2 Samuel 11:26 – 12:13a  When the wife of Uriah heard that her husband was dead, she made lamentation for him.  When the mourning was over, David sent and brought her to his house, and she became his wife, and bore him a son. But the thing that David had done displeased the LORD,  and the LORD sent Nathan to David. He came to him, and said to him, “There were two men in a certain city, the one rich and the other poor.  The rich man had very many flocks and herds; but the poor man had nothing but one little ewe lamb, which he had bought. He brought it up, and it grew up with him and with his children; it used to eat of his meager fare, and drink from his cup, and lie in his bosom, and it was like a daughter to him.  Now there came a traveler to the rich man, and he was loath to take one of his own flock or herd to prepare for the wayfarer who had come to him, but he took the poor man’s lamb, and prepared that for the guest who had come to him.”  Then David’s anger was greatly kindled against the man. He said to Nathan, “As the LORD lives, the man who has done this deserves to die; he shall restore the lamb fourfold, because he did this thing, and because he had no pity.”  Nathan said to David, “You are the man! Thus says the LORD, the God of Israel: I anointed you king over Israel, and I rescued you from the hand of Saul; I gave you your master’s house, and your master’s wives into your bosom, and gave you the house of Israel and of Judah; and if that had been too little, I would have added as much more.  Why have you despised the word of the LORD, to do what is evil in his sight? You have struck down Uriah the Hittite with the sword, and have taken his wife to be your wife, and have killed him with the sword of the Ammonites.  Now therefore the sword shall never depart from your house, for you have despised me, and have taken the wife of Uriah the Hittite to be your wife.  Thus says the LORD: I will raise up trouble against you from within your own house; and I will take your wives before your eyes, and give them to your neighbor, and he shall lie with your wives in the sight of this very sun.  For you did it secretly; but I will do this thing before all Israel, and before the sun.”
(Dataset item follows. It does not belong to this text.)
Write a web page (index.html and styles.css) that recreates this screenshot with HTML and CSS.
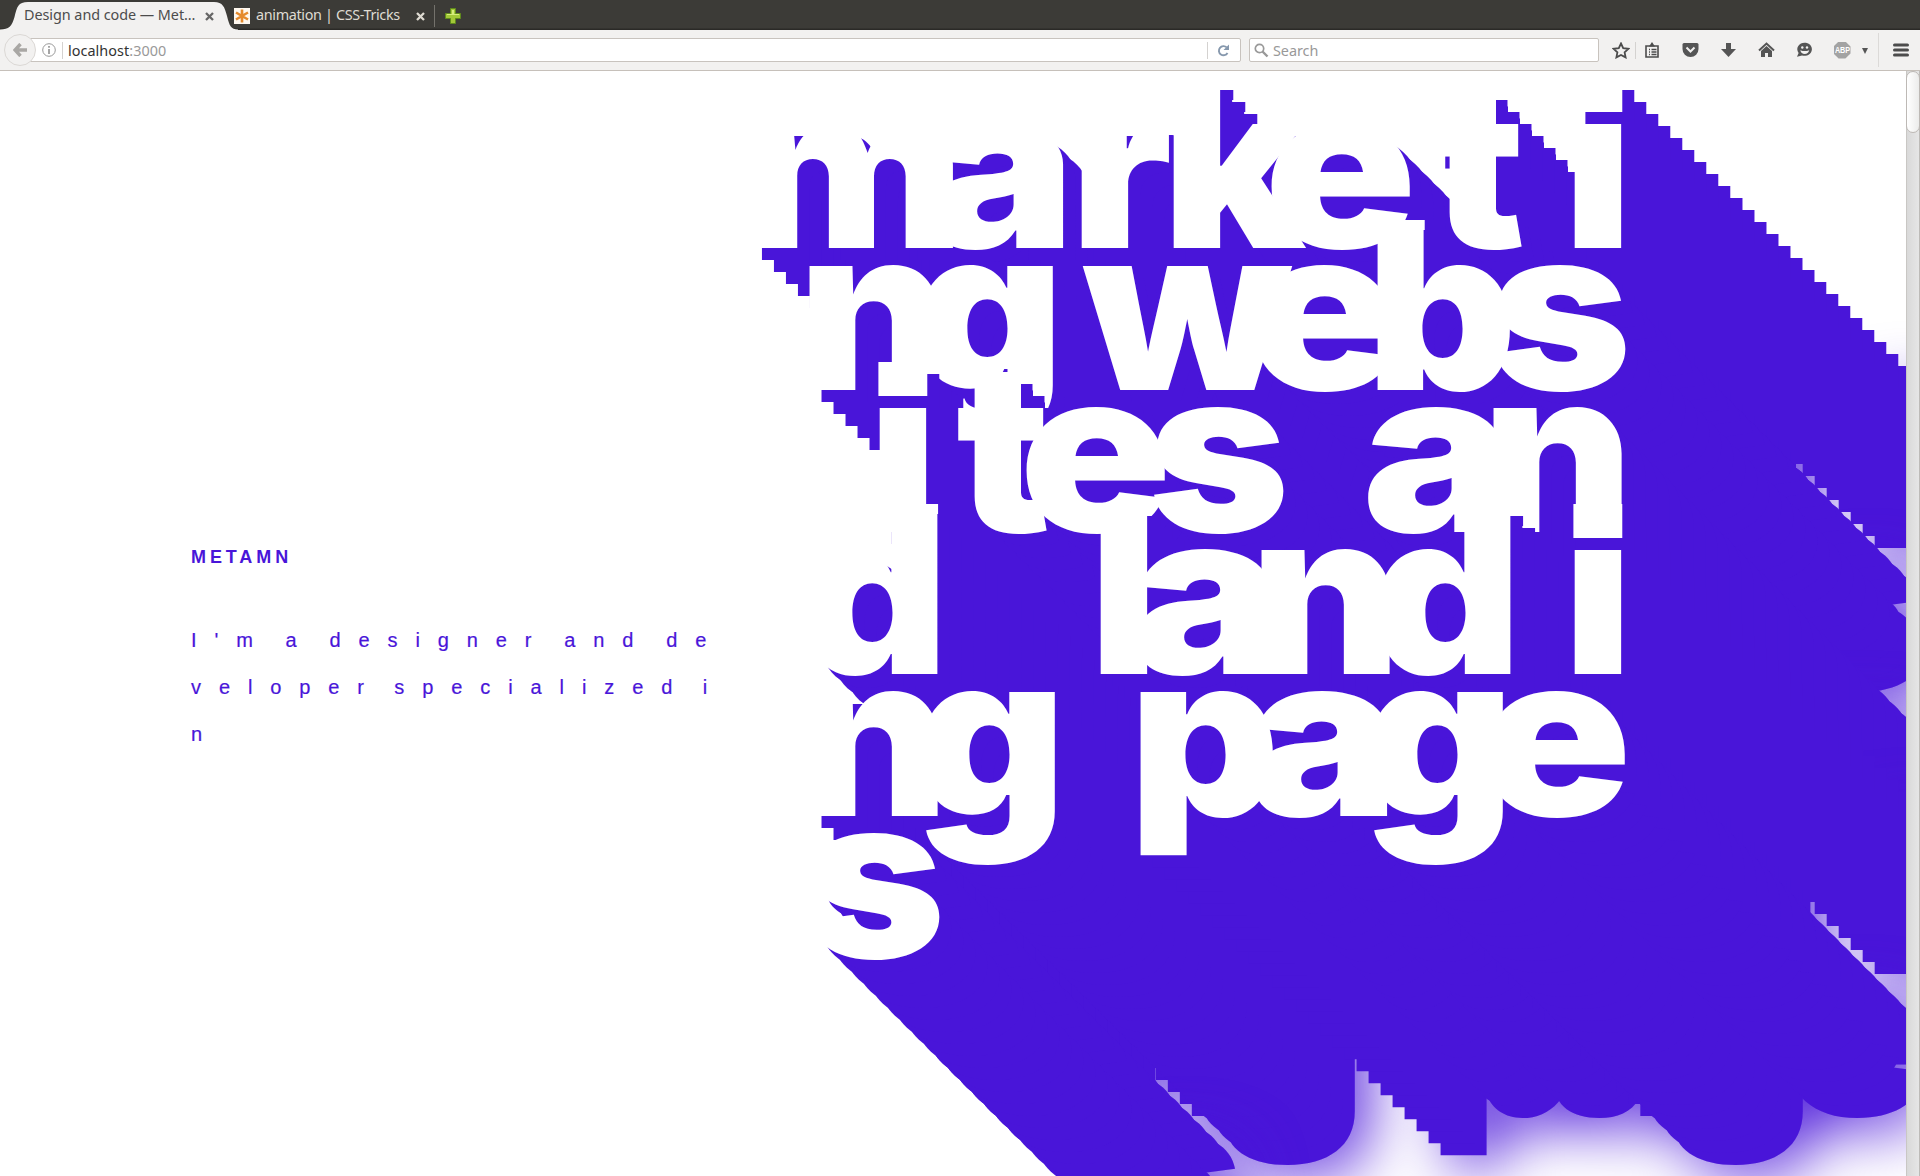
FILE: index.html
```html
<!DOCTYPE html>
<html lang="en">
<head>
<meta charset="utf-8">
<title>Design and code — Metamn</title>
<link rel="stylesheet" href="styles.css">
</head>
<body>
<header class="browser">
  <div class="tabs">
    <div class="tab tab-active">
      <svg class="tab-shape" width="238" height="30" viewBox="0 0 238 30"><path d="M0 30v-.5C9 29.5 12 26 14.500 17C17 7 18 2 28 2H214C223 2 224.500 7 227 16C229.500 26 231 29.500 238 29.500V30Z" fill="#f2f1f0"/></svg>
      <span class="tab-title">Design and code — Met…</span>
      <svg class="close" width="9" height="9" viewBox="0 0 9 9"><path d="M1 1L8 8M8 1L1 8" stroke="#666" stroke-width="2.300"/></svg>
    </div>
    <div class="tab tab-idle">
      <svg width="16" height="16" viewBox="0 0 16 16"><rect width="16" height="16" fill="#fff8ef"/><path d="M8 1.500V14.500M2 4.500L14 11.500M14 4.500L2 11.500" stroke="#e58a2c" stroke-width="2.600"/></svg>
      <span class="tab-title narrow">animation | CSS-Tricks</span>
      <svg class="close" width="9" height="9" viewBox="0 0 9 9"><path d="M1 1L8 8M8 1L1 8" stroke="#dfdbd2" stroke-width="2.300"/></svg>
    </div>
    <svg class="new-tab" width="16" height="16" viewBox="0 0 16 16"><path d="M5.500 .5h5v5h5v5h-5v5h-5v-5h-5v-5h5z" fill="#a3c838" stroke="#5f8a1c"/><path d="M7 2h2v4h5v1H2V6h5z" fill="#d5ec7c"/></svg>
  </div>
  <nav class="toolbar">
    <div class="back"><svg width="14" height="14" viewBox="0 0 14 14"><path d="M7.500 1L2 7L7.500 13M2.500 7H14" fill="none" stroke="#a9a7a4" stroke-width="3.400"/></svg></div>
    <div class="urlbar">
      <svg width="14" height="14" viewBox="0 0 14 14"><circle cx="7" cy="7" r="6.300" fill="none" stroke="#999"/><path d="M7 3v1.700M7 6v5" stroke="#888" stroke-width="1.500"/></svg>
      <i class="rule"></i>
      <span class="url">localhost<span class="port">:3000</span></span>
      <i class="rule"></i>
      <svg class="reload" width="13" height="13" viewBox="0 0 13 13"><path d="M10.500 9A4.600 4.600 0 1 1 9.700 3.400" fill="none" stroke="#8698ad" stroke-width="1.900"/><path d="M12 .5V6H6.500Z" fill="#8698ad"/></svg>
    </div>
    <div class="search">
      <svg width="15" height="15" viewBox="0 0 15 15"><circle cx="5.500" cy="5.500" r="4.200" fill="none" stroke="#999" stroke-width="1.700"/><path d="M8.500 8.500L13.500 13.500" stroke="#999" stroke-width="2.400"/></svg>
      <span>Search</span>
    </div>
    <div class="icons">
      <span class="slot star"><svg width="18" height="17" viewBox="0 0 18 17"><path d="M9 1.500L11.200 6.200L16.400 6.800L12.600 10.300L13.600 15.400L9 12.900L4.400 15.400L5.400 10.300L1.600 6.800L6.800 6.200Z" fill="none" stroke="#4c4c4c" stroke-width="1.800"/></svg></span>
      <i class="rule"></i>
      <span class="slot"><svg width="16" height="16" viewBox="0 0 16 16"><path d="M2 4h12v11H2zM5 7.500h1M7.500 7.500h5M5 10h1M7.500 10h5M5 12.500h1M7.500 12.500h5" fill="none" stroke="#4c4c4c" stroke-width="1.600"/><path d="M5 4.500L8 0L11 4.500z" fill="#4c4c4c"/></svg></span>
      <span class="slot"><svg width="17" height="16" viewBox="0 0 17 16"><path d="M2 1H15Q16.500 1 16.500 2.500V7A8 8 0 0 1 .5 7V2.500Q.5 1 2 1Z" fill="#555"/><path d="M4.500 5.500L8.500 9.500L12.500 5.500" fill="none" stroke="#f2f1f0" stroke-width="2"/></svg></span>
      <span class="slot"><svg width="15" height="16" viewBox="0 0 15 16"><path d="M5 1h5v6h5L7.500 15L0 7h5z" fill="#555"/></svg></span>
      <span class="slot"><svg width="17" height="16" viewBox="0 0 17 16"><path d="M1 8.500L8.500 1.500L16 8.500" fill="none" stroke="#555" stroke-width="2"/><path d="M3 9L8.500 4L14 9v6h-4v-4H7v4H3z" fill="#555"/></svg></span>
      <span class="slot"><svg width="17" height="16" viewBox="0 0 17 16"><path d="M1 14.800L2.600 11A7.300 6.600 0 1 1 6 13.400Z" fill="#555"/><circle cx="6.300" cy="5.500" r="1.200" fill="#f2f1f0"/><circle cx="11" cy="5.500" r="1.200" fill="#f2f1f0"/><path d="M4.300 8.200Q8.700 10 13.200 8.200Q12.200 12 8.700 12Q5.200 12 4.300 8.200Z" fill="#f2f1f0"/></svg></span>
      <span class="slot abp"><span class="badge"><span class="badge-text">ABP</span></span></span>
      <svg class="caret" width="6" height="6" viewBox="0 0 6 6"><path d="M0 0H6L3 6Z" fill="#555"/></svg>
      <i class="divider"></i>
      <span class="slot menu"><svg width="16" height="14" viewBox="0 0 16 14"><path d="M1.500 2H14.500M1.500 7H14.500M1.500 12H14.500" stroke="#4c4c4c" stroke-width="3" stroke-linecap="round"/></svg></span>
    </div>
  </nav>
</header>

<main class="viewport">
  <div class="page">
    <section class="intro">
      <h2 class="logo">METAMN</h2>
      <p class="lead"><span class="row row-1">I'm a designer and de</span><span class="row row-2">veloper specialized i</span><span class="row">n</span></p>
    </section>
    <h1 class="headline">
      <span class="line l1"><b class="m" style="width:186.5px">m</b><b class="a" style="width:146.1px">a</b><b class="r" style="width:92px">r</b><b class="k" style="width:101.6px">k</b><b class="e" style="width:167.7px">e</b><b class="t" style="width:131.8px">t</b><b class="i">i</b></span>
      <span class="line l2"><b class="n" style="width:115.1px">n</b><b class="g" style="width:170px">g </b><b class="w" style="width:163.3px">w</b><b class="e" style="width:119.5px">e</b><b class="b" style="width:124.3px">b</b><b class="s">s</b></span>
      <span class="line l3"><b class="i" style="width:88.2px">i</b><b class="t" style="width:62.3px">t</b><b class="e" style="width:129.3px">e</b><b class="s" style="width:214.5px">s </b><b class="a" style="width:119.5px">a</b><b class="n">n</b></span>
      <span class="line l4"><b class="d" style="width:291.1px">d </b><b class="l" style="width:42.3px">l</b><b class="a" style="width:118.8px">a</b><b class="n" style="width:121.1px">n</b><b class="d" style="width:191.8px">d</b><b class="i">i</b></span>
      <span class="line l5"><b class="n" style="width:116.6px">n</b><b class="g" style="width:213.8px">g </b><b class="p" style="width:119.3px">p</b><b class="a" style="width:114.9px">a</b><b class="g" style="width:116.3px">g</b><b class="e">e</b></span>
      <span class="line l6"><b class="s">s</b></span>
    </h1>
  </div>
  <div class="scrollbar"><div class="thumb"></div></div>
</main>

<svg class="defs" width="0" height="0">
  <!-- 25 solid copies, 12px apart, then one blurred copy behind them -->
  <filter id="extrude" filterUnits="userSpaceOnUse" x="-40" y="-60" width="1260" height="1160" color-interpolation-filters="sRGB">
    <feFlood flood-color="#4915d9"/>
    <feComposite in2="SourceAlpha" operator="in" result="ink"/>
    <feOffset in="ink" dx="12" dy="12" result="c1"/>
    <feOffset in="c1" dx="12" dy="12" result="o1"/>
    <feMerge result="c2"><feMergeNode in="o1"/><feMergeNode in="c1"/></feMerge>
    <feOffset in="c2" dx="24" dy="24" result="o2"/>
    <feMerge result="c4"><feMergeNode in="o2"/><feMergeNode in="c2"/></feMerge>
    <feOffset in="c4" dx="48" dy="48" result="o4"/>
    <feMerge result="c8"><feMergeNode in="o4"/><feMergeNode in="c4"/></feMerge>
    <feOffset in="c8" dx="96" dy="96" result="o8"/>
    <feMerge result="c16"><feMergeNode in="o8"/><feMergeNode in="c8"/></feMerge>
    <feOffset in="c16" dx="108" dy="108" result="o16"/>
    <feOffset in="ink" dx="312" dy="312" result="far"/>
    <feGaussianBlur in="far" stdDeviation="30" result="glow"/>
    <feMerge>
      <feMergeNode in="glow"/>
      <feMergeNode in="o16"/>
      <feMergeNode in="c16"/>
      <feMergeNode in="SourceGraphic"/>
    </feMerge>
  </filter>
</svg>
</body>
</html>
```
FILE: styles.css
```css
* { box-sizing: border-box; }

body {
  margin: 0;
  width: 1920px;
  height: 1176px;
  overflow: hidden;
  display: flex;
  flex-direction: column;
  background: #fff;
  font-family: "Noto Sans", "Open Sans", sans-serif;
}

svg { display: block; flex: none; }
.defs { position: absolute; }

/* Browser chrome */
.browser { flex: none; height: 71px; font-size: 14.4px; letter-spacing: -0.05px; white-space: nowrap; }
.tabs {
  height: 30px;
  display: flex;
  align-items: center;
  background: linear-gradient(#3c3b37 28px, #2b2a27 29px);
}
.tab { display: flex; align-items: center; height: 30px; padding-top: 2px; }
.tab-title { margin-top: -3px; }
.tab-active { position: relative; width: 234px; padding-left: 24px; color: #4c4c4c; }
.tab-shape { position: absolute; left: 0; top: 0; }
.tab-active .tab-title { position: relative; width: 181px; }
.tab-active .close { position: relative; }
.tab-idle { width: 200px; color: #dfdbd2; }
.tab-idle .tab-title { width: 160px; margin-left: 6px; }
.narrow { letter-spacing: -0.35px; }
.tabs::after { content: ""; order: 1; width: 1px; height: 22px; background: #74726c; margin-top: 2px; }
.new-tab { order: 2; margin-left: 10px; margin-top: 2px; }

.toolbar {
  height: 41px;
  display: flex;
  align-items: center;
  background: #f2f1f0;
  border-bottom: 1px solid #c6c0ba;
}
.back {
  position: relative;
  z-index: 1;
  flex: none;
  width: 32px;
  height: 32px;
  margin-left: 4px;
  border: 1px solid #dbd8d5;
  border-radius: 50%;
  background: #f2f1f0;
  display: flex;
  align-items: center;
  justify-content: center;
}
.urlbar, .search {
  height: 24px;
  display: flex;
  align-items: center;
  background: #fff;
  border: 1px solid #c8c3be;
  border-radius: 2px;
}
.urlbar { width: 1212px; margin-left: -7px; padding-left: 12px; flex: none; }
.rule { flex: none; width: 1px; height: 17px; background: #d4d2d0; }
.urlbar svg + .rule { margin-left: 6px; }
.url { flex: 1; padding-left: 5px; color: #333; letter-spacing: 0.05px; }
.port { color: #999; }
.reload { margin: 0 10px 0 9px; }
.search { flex: none; width: 350px; margin-left: 8px; padding-left: 4px; gap: 4px; color: #999; }
.icons { flex: none; display: flex; align-items: center; height: 40px; margin-left: 11px; }
.slot { width: 38px; display: flex; justify-content: center; }
.star { width: 22px; }
.icons .rule { margin-left: 3px; margin-right: -3px; }
.badge {
  width: 17px;
  height: 17px;
  background: #a3a3a3;
  color: #fff;
  font: 700 9px/17px "Liberation Sans", sans-serif;
  clip-path: polygon(30% 0, 70% 0, 100% 30%, 100% 70%, 70% 100%, 30% 100%, 0 70%, 0 30%);
  display: flex;
  justify-content: center;
}
.badge-text { transform: scaleX(0.8); letter-spacing: 0; }
.caret { margin: 2px 10px 0 1px; }
.divider { width: 1px; height: 34px; background: #dcdad8; }
.menu { width: 44px; }

/* Page */
.viewport { flex: 1; min-height: 0; display: flex; }
.page { width: 1906px; overflow: hidden; display: flex; color: #4915d9; }

.intro { flex: none; width: 737.5px; padding: 474px 0 0 191px; }
.logo {
  margin: 0;
  font: 700 18px/24px "Liberation Sans", sans-serif;
  letter-spacing: 3.9px;
}
.lead {
  margin: 48px 0 0;
  font: 20px/47.2px "Liberation Sans", sans-serif;
  letter-spacing: 17.9px;
  -webkit-text-stroke: 0.2px #4915d9;
}
.row { display: block; white-space: nowrap; }
.row-1 { word-spacing: -8.6px; }
.row-2 { word-spacing: -11px; }

.headline {
  margin: 0;
  padding-top: 24px;
  font: 900 227px/142px "Inter", sans-serif;
  color: #fff;
}
.line { display: flex; height: 142px; white-space: pre; filter: url(#extrude); }
.line b {
  position: relative;
  flex: none;
  font-weight: 900;
  transform: scaleX(1.03);
  transform-origin: 0 0;
}
.l2 { margin-left: 60.8px; }
.l3 { margin-left: 130.7px; }
.l4 { margin-left: 60.6px; }
.l5 { margin-left: 60.8px; }
.l6 { margin-left: 66px; }
.line .m { transform: scaleX(1.06); }
.line .w { transform: scaleX(1.05); }
.line .a { transform: scaleX(1.12); }
.line .e { transform: scaleX(1.11); }
.line .s { transform: scaleX(1.06); }
.line .n { transform: scaleX(1.025); }
.line .r, .line .k, .line .t, .line .i, .line .l { transform: scaleX(1.04); }

/* Squared tittles and slightly taller ascenders */
.i::before, .k::before, .b::before, .l::before, .d::before, .t::before {
  content: "";
  position: absolute;
  left: 10.3px;
  top: -17px;
  width: 46.3px;
  height: 10px;
  background: #fff;
}
.i::before { height: 34px; }
.d::before { left: 89.8px; }
.t::before { left: 17.4px; top: -7px; width: 44.3px; height: 14px; }
.line .i { clip-path: inset(-17px -100px -60px -20px); }
.line .p { clip-path: inset(-20px -100px -50.2px -20px); }

.scrollbar {
  flex: none;
  width: 14px;
  background: linear-gradient(90deg, #c9c7c4 1px, #d9d9d9 1px, #e6e6e6 13px, #bdbbb8 13px);
}
.thumb {
  height: 62px;
  border: 1px solid #bdb9b5;
  border-radius: 7px;
  background: linear-gradient(90deg, #fff, #ececeb);
}
```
David said to Nathan, “I have sinned against the LORD.” 

Psalm 51:1-12 Have mercy on me, O God, according to your steadfast love; according to your abundant mercy blot out my transgressions.   Wash me thoroughly from my iniquity, and cleanse me from my sins. For I know my transgressions, and my sin is ever before me.  Against you, you alone, have I sinned, and done what is evil in your sight, so that you are justified in your sentence and blameless when you pass judgment.   Indeed, I was born guilty, a sinner when my mother conceived me.  You desire truth in the inward being; therefore teach me wisdom in my secret heart.   Purge me with hyssop, and I shall be clean; wash me, and I shall be whiter than snow.   Let me hear joy and gladness; let the bones that you have crushed rejoice.  Hide your face from my sins, and blot out all my iniquities.  Create in me a clean heart, O God, and put a new and right spirit within me.  Do not cast me away from your presence, and do not take your holy spirit from me.  Restore to me the joy of your salvation, and sustain in me a willing spirit.

Ephesians 4:1-16 I therefore, the prisoner in the Lord, beg you to lead a life worthy of the calling to which you have been called,  with all humility and gentleness, with patience, bearing with one another in love,  making every effort to maintain the unity of the Spirit in the bond of peace.  There is one body and one Spirit, just as you were called to the one hope of your calling, one Lord, one faith, one baptism, one God and Father of all, who is above all and through all and in all.  But each of us was given grace according to the measure of Christ’s gift.  Therefore it is said, “When he ascended on high he made captivity itself a captive; he gave gifts to his people.”   (When it says, “He ascended,” what does it mean but that he had also descended into the lower parts of the earth?  He who descended is the same one who ascended far above all the heavens, so that he might fill all things.)   The gifts he gave were that some would be apostles, some prophets, some evangelists, some pastors and teachers,  to equip the saints for the work of ministry, for building up the body of Christ, until all of us come to the unity of the faith and of the knowledge of the Son of God, to maturity, to the measure of the full stature of Christ.   We must no longer be children, tossed to and fro and blown about by every wind of doctrine, by people’s trickery, by their craftiness in deceitful scheming.  But speaking the truth in love, we must grow up in every way into him who is the head, into Christ, from whom the whole body, joined and knit together by every ligament with which it is equipped, as each part is working properly, promotes the body’s growth in building itself up in love.

John 6:24-35 So when the crowd saw that neither Jesus nor his disciples were there, they themselves got into the boats and went to Capernaum looking for Jesus.   When they found him on the other side of the sea, they said to him, “Rabbi, when did you come here?”  Jesus answered them, “Very truly, I tell you, you are looking for me, not because you saw signs, but because you ate your fill of the loaves.  Do not work for the food that perishes, but for the food that endures for eternal life, which the Son of Man will give you. For it is on him that God the Father has set his seal.”   Then they said to him, “What must we do to perform the works of God?”   Jesus answered them, “This is the work of God, that you believe in him whom he has sent.”   So they said to him, “What sign are you going to give us then, so that we may see it and believe you? What work are you performing?   Our ancestors ate the manna in the wilderness; as it is written, ‘He gave them bread from heaven to eat.'”  Then Jesus said to them, “Very truly, I tell you, it was not Moses who gave you the bread from heaven, but it is my Father who gives you the true bread from heaven.  For the bread of God is that which comes down from heaven and gives life to the world.”  They said to him, “Sir, give us this bread always.”  Jesus said to them, “I am the bread of life. Whoever comes to me will never be hungry, and whoever believes in me will never be thirsty.